◆ **OBJECTIVE**
Restate the whole listing word for word. Pictures are left out.

◆ **DATA SEGMENT**

START

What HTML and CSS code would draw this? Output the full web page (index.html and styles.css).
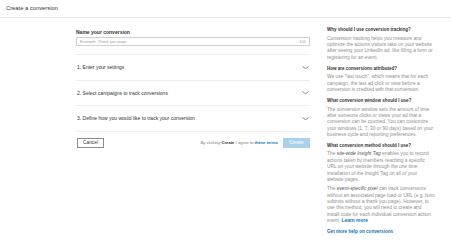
FILE: index.html
```html
<!DOCTYPE html>
<html>
<head>
<meta charset="utf-8">
<link rel="stylesheet" href="styles.css">
</head>
<body>
<header class="topbar">Create a conversion</header>
<div class="page">
  <main class="form">
    <div class="name-block">
      <label class="label">Name your conversion</label>
      <div class="input"><span class="placeholder">Example: Thank you page</span><span class="counter">100</span></div>
    </div>
    <div class="section"><span>1. Enter your settings</span><svg class="chev" viewBox="0 0 8 4"><polyline points="0.5,0.5 4,3.3 7.5,0.5"/></svg></div>
    <div class="section"><span>2. Select campaigns to track conversions</span><svg class="chev" viewBox="0 0 8 4"><polyline points="0.5,0.5 4,3.3 7.5,0.5"/></svg></div>
    <div class="section"><span>3. Define how you would like to track your conversion</span><svg class="chev" viewBox="0 0 8 4"><polyline points="0.5,0.5 4,3.3 7.5,0.5"/></svg></div>
    <div class="actions">
      <button class="btn-cancel">Cancel</button>
      <div class="right-actions">
        <span class="terms">By clicking <b>Create</b> I agree to <a class="link">these terms</a></span>
        <button class="btn-create">Create</button>
      </div>
    </div>
  </main>
  <aside class="help">
    <h3>Why should I use conversion tracking?</h3>
    <p>Conversion tracking helps you measure and<br>optimize the actions visitors take on your website<br>after seeing your LinkedIn ad, like filling a form or<br>registering for an event.</p>
    <h3>How are conversions attributed?</h3>
    <p>We use "last touch", which means that for each<br>campaign, the last ad click or view before a<br>conversion is credited with that conversion.</p>
    <h3>What conversion window should I use?</h3>
    <p>The conversion window sets the amount of time<br>after someone clicks or views your ad that a<br>conversion can be counted. You can customize<br>your windows (1, 7, 30 or 90 days) based on your<br>business cycle and reporting preferences.</p>
    <h3>What conversion method should I use?</h3>
    <p class="tight">The <em>site-wide Insight Tag</em> enables you to record<br>actions taken by members reaching a specific<br>URL on your website through the one time<br>installation of the Insight Tag on all of your<br>website pages.</p>
    <p>The <em>event-specific pixel</em> can track conversions<br>without an associated page load or URL (e.g. form<br>submits without a thank you page). However, to<br>use this method, you will need to create and<br>install code for each individual conversion action<br>event. <a class="link">Learn more</a></p>
    <a class="link more">Get more help on conversions</a>
  </aside>
</div>
</body>
</html>
```
FILE: styles.css
```css
html, body {
  margin: 0;
  padding: 0;
  background: #fff;
  font-family: "Liberation Sans", Arial, sans-serif;
  color: #333;
}
.topbar {
  display: block;
  height: 17px;
  line-height: 17px;
  padding-left: 6px;
  font-size: 5.8px;
  color: #333;
  border-bottom: 1px solid #e6e6e6;
}
.page {
  display: flex;
  gap: 17px;
  padding: 10px 0 0 76px;
}
.form {
  width: 234px;
  flex: none;
}
.name-block {
  padding-top: 0.6px;
  padding-bottom: 8.5px;
  border-bottom: 1px solid #ececec;
}
.label {
  display: block;
  font-size: 5px;
  line-height: 6px;
  font-weight: bold;
  color: #333;
  margin-bottom: 2px;
}
.input {
  height: 9px;
  border: 1px solid #cfcfcf;
  box-sizing: border-box;
  display: flex;
  align-items: center;
  justify-content: space-between;
  padding: 0 3px;
  font-size: 4px;
  color: #a0a0a0;
}
.section {
  height: 25.5px;
  box-sizing: border-box;
  border-bottom: 1px solid #ececec;
  display: flex;
  align-items: center;
  justify-content: space-between;
  font-size: 5px;
  color: #333;
  padding-left: 1px;
}
.chev {
  width: 7px;
  height: 3.5px;
  margin-right: 1px;
  fill: none;
  stroke: #555;
  stroke-width: 0.8;
}
.actions {
  display: flex;
  justify-content: space-between;
  align-items: center;
  margin-top: 6px;
}
.btn-cancel, .btn-create {
  font-family: inherit;
  width: 27px;
  height: 10px;
  padding: 0;
  font-size: 4.8px;
  box-sizing: border-box;
}
.btn-cancel {
  margin-left: 1px;
  background: #fff;
  border: 1px solid #8c8c8c;
  color: #333;
}
.btn-create {
  background: #a9d1ec;
  border: none;
  color: #fff;
}
.right-actions {
  display: flex;
  align-items: center;
  gap: 5px;
}
.terms {
  font-size: 4.2px;
  color: #777;
}
.terms b {
  color: #333;
}
.link {
  color: #0a74b8;
  font-weight: bold;
  text-decoration: none;
}
.help {
  width: 116px;
  flex: none;
  margin-top: -1px;
}
.help h3 {
  margin: 0 0 2.3px 0;
  font-size: 4.5px;
  line-height: 6.35px;
  font-weight: bold;
  color: #333;
}
.help p {
  margin: 0 0 4.6px 0;
  font-size: 4.85px;
  line-height: 6.35px;
  color: #8f8f8f;
  white-space: nowrap;
}
.help p.tight {
  margin-bottom: 3.2px;
}
.help em {
  font-style: italic;
  color: #555;
}
.help .more {
  display: block;
  margin-top: 4.6px;
  font-size: 4.6px;
  line-height: 6.35px;
}
```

END

◆ **TASK SOLUTION**
What HTML and CSS code would draw this? Output the full web page (index.html and styles.css).
FILE: index.html
```html
<!DOCTYPE html>
<html>
<head>
<meta charset="utf-8">
<link rel="stylesheet" href="styles.css">
</head>
<body>
<header class="topbar">Create a conversion</header>
<div class="page">
  <main class="form">
    <div class="name-block">
      <label class="label">Name your conversion</label>
      <div class="input"><span class="placeholder">Example: Thank you page</span><span class="counter">100</span></div>
    </div>
    <div class="section"><span>1. Enter your settings</span><svg class="chev" viewBox="0 0 8 4"><polyline points="0.5,0.5 4,3.3 7.5,0.5"/></svg></div>
    <div class="section"><span>2. Select campaigns to track conversions</span><svg class="chev" viewBox="0 0 8 4"><polyline points="0.5,0.5 4,3.3 7.5,0.5"/></svg></div>
    <div class="section"><span>3. Define how you would like to track your conversion</span><svg class="chev" viewBox="0 0 8 4"><polyline points="0.5,0.5 4,3.3 7.5,0.5"/></svg></div>
    <div class="actions">
      <button class="btn-cancel">Cancel</button>
      <div class="right-actions">
        <span class="terms">By clicking <b>Create</b> I agree to <a class="link">these terms</a></span>
        <button class="btn-create">Create</button>
      </div>
    </div>
  </main>
  <aside class="help">
    <h3>Why should I use conversion tracking?</h3>
    <p>Conversion tracking helps you measure and<br>optimize the actions visitors take on your website<br>after seeing your LinkedIn ad, like filling a form or<br>registering for an event.</p>
    <h3>How are conversions attributed?</h3>
    <p>We use "last touch", which means that for each<br>campaign, the last ad click or view before a<br>conversion is credited with that conversion.</p>
    <h3>What conversion window should I use?</h3>
    <p>The conversion window sets the amount of time<br>after someone clicks or views your ad that a<br>conversion can be counted. You can customize<br>your windows (1, 7, 30 or 90 days) based on your<br>business cycle and reporting preferences.</p>
    <h3>What conversion method should I use?</h3>
    <p class="tight">The <em>site-wide Insight Tag</em> enables you to record<br>actions taken by members reaching a specific<br>URL on your website through the one time<br>installation of the Insight Tag on all of your<br>website pages.</p>
    <p>The <em>event-specific pixel</em> can track conversions<br>without an associated page load or URL (e.g. form<br>submits without a thank you page). However, to<br>use this method, you will need to create and<br>install code for each individual conversion action<br>event. <a class="link">Learn more</a></p>
    <a class="link more">Get more help on conversions</a>
  </aside>
</div>
</body>
</html>
```
FILE: styles.css
```css
html, body {
  margin: 0;
  padding: 0;
  background: #fff;
  font-family: "Liberation Sans", Arial, sans-serif;
  color: #333;
}
.topbar {
  display: block;
  height: 17px;
  line-height: 17px;
  padding-left: 6px;
  font-size: 5.8px;
  color: #333;
  border-bottom: 1px solid #e6e6e6;
}
.page {
  display: flex;
  gap: 17px;
  padding: 10px 0 0 76px;
}
.form {
  width: 234px;
  flex: none;
}
.name-block {
  padding-top: 0.6px;
  padding-bottom: 8.5px;
  border-bottom: 1px solid #ececec;
}
.label {
  display: block;
  font-size: 5px;
  line-height: 6px;
  font-weight: bold;
  color: #333;
  margin-bottom: 2px;
}
.input {
  height: 9px;
  border: 1px solid #cfcfcf;
  box-sizing: border-box;
  display: flex;
  align-items: center;
  justify-content: space-between;
  padding: 0 3px;
  font-size: 4px;
  color: #a0a0a0;
}
.section {
  height: 25.5px;
  box-sizing: border-box;
  border-bottom: 1px solid #ececec;
  display: flex;
  align-items: center;
  justify-content: space-between;
  font-size: 5px;
  color: #333;
  padding-left: 1px;
}
.chev {
  width: 7px;
  height: 3.5px;
  margin-right: 1px;
  fill: none;
  stroke: #555;
  stroke-width: 0.8;
}
.actions {
  display: flex;
  justify-content: space-between;
  align-items: center;
  margin-top: 6px;
}
.btn-cancel, .btn-create {
  font-family: inherit;
  width: 27px;
  height: 10px;
  padding: 0;
  font-size: 4.8px;
  box-sizing: border-box;
}
.btn-cancel {
  margin-left: 1px;
  background: #fff;
  border: 1px solid #8c8c8c;
  color: #333;
}
.btn-create {
  background: #a9d1ec;
  border: none;
  color: #fff;
}
.right-actions {
  display: flex;
  align-items: center;
  gap: 5px;
}
.terms {
  font-size: 4.2px;
  color: #777;
}
.terms b {
  color: #333;
}
.link {
  color: #0a74b8;
  font-weight: bold;
  text-decoration: none;
}
.help {
  width: 116px;
  flex: none;
  margin-top: -1px;
}
.help h3 {
  margin: 0 0 2.3px 0;
  font-size: 4.5px;
  line-height: 6.35px;
  font-weight: bold;
  color: #333;
}
.help p {
  margin: 0 0 4.6px 0;
  font-size: 4.85px;
  line-height: 6.35px;
  color: #8f8f8f;
  white-space: nowrap;
}
.help p.tight {
  margin-bottom: 3.2px;
}
.help em {
  font-style: italic;
  color: #555;
}
.help .more {
  display: block;
  margin-top: 4.6px;
  font-size: 4.6px;
  line-height: 6.35px;
}
```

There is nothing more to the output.